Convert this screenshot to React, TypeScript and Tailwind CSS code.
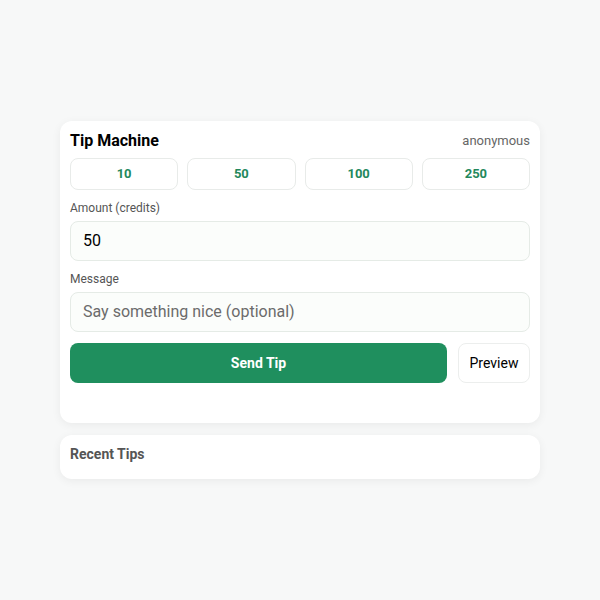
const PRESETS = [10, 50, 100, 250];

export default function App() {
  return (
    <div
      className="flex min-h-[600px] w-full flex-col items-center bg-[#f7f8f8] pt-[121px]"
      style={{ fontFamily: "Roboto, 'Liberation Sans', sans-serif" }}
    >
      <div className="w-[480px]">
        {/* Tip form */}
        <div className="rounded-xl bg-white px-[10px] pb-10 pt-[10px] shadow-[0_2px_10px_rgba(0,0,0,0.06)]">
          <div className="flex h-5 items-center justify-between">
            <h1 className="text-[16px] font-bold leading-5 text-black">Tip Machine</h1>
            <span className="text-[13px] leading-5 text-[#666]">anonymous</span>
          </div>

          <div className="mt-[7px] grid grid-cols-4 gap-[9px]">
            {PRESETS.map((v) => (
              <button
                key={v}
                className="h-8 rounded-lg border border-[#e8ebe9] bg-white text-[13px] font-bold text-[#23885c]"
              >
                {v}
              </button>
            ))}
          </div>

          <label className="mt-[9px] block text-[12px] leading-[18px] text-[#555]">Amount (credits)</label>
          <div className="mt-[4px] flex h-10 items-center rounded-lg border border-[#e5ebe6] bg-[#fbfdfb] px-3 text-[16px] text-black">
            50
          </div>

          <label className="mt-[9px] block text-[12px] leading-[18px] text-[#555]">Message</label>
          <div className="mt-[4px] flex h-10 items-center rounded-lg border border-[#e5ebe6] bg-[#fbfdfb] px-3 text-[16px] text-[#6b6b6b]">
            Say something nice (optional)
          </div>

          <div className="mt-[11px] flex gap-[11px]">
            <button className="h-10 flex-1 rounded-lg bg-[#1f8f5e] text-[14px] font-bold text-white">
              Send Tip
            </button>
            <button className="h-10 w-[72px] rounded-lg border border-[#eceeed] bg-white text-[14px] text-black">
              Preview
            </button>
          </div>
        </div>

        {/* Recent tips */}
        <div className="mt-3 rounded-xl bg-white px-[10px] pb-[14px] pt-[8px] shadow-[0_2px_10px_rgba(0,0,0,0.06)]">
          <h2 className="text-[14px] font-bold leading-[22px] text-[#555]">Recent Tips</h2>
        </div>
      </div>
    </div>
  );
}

WRITTEN EXERCISE: Repeat the data exactly in full, omitting its pictures.

FULL RESPONSE:
Convert this screenshot to React, TypeScript and Tailwind CSS code.
const PRESETS = [10, 50, 100, 250];

export default function App() {
  return (
    <div
      className="flex min-h-[600px] w-full flex-col items-center bg-[#f7f8f8] pt-[121px]"
      style={{ fontFamily: "Roboto, 'Liberation Sans', sans-serif" }}
    >
      <div className="w-[480px]">
        {/* Tip form */}
        <div className="rounded-xl bg-white px-[10px] pb-10 pt-[10px] shadow-[0_2px_10px_rgba(0,0,0,0.06)]">
          <div className="flex h-5 items-center justify-between">
            <h1 className="text-[16px] font-bold leading-5 text-black">Tip Machine</h1>
            <span className="text-[13px] leading-5 text-[#666]">anonymous</span>
          </div>

          <div className="mt-[7px] grid grid-cols-4 gap-[9px]">
            {PRESETS.map((v) => (
              <button
                key={v}
                className="h-8 rounded-lg border border-[#e8ebe9] bg-white text-[13px] font-bold text-[#23885c]"
              >
                {v}
              </button>
            ))}
          </div>

          <label className="mt-[9px] block text-[12px] leading-[18px] text-[#555]">Amount (credits)</label>
          <div className="mt-[4px] flex h-10 items-center rounded-lg border border-[#e5ebe6] bg-[#fbfdfb] px-3 text-[16px] text-black">
            50
          </div>

          <label className="mt-[9px] block text-[12px] leading-[18px] text-[#555]">Message</label>
          <div className="mt-[4px] flex h-10 items-center rounded-lg border border-[#e5ebe6] bg-[#fbfdfb] px-3 text-[16px] text-[#6b6b6b]">
            Say something nice (optional)
          </div>

          <div className="mt-[11px] flex gap-[11px]">
            <button className="h-10 flex-1 rounded-lg bg-[#1f8f5e] text-[14px] font-bold text-white">
              Send Tip
            </button>
            <button className="h-10 w-[72px] rounded-lg border border-[#eceeed] bg-white text-[14px] text-black">
              Preview
            </button>
          </div>
        </div>

        {/* Recent tips */}
        <div className="mt-3 rounded-xl bg-white px-[10px] pb-[14px] pt-[8px] shadow-[0_2px_10px_rgba(0,0,0,0.06)]">
          <h2 className="text-[14px] font-bold leading-[22px] text-[#555]">Recent Tips</h2>
        </div>
      </div>
    </div>
  );
}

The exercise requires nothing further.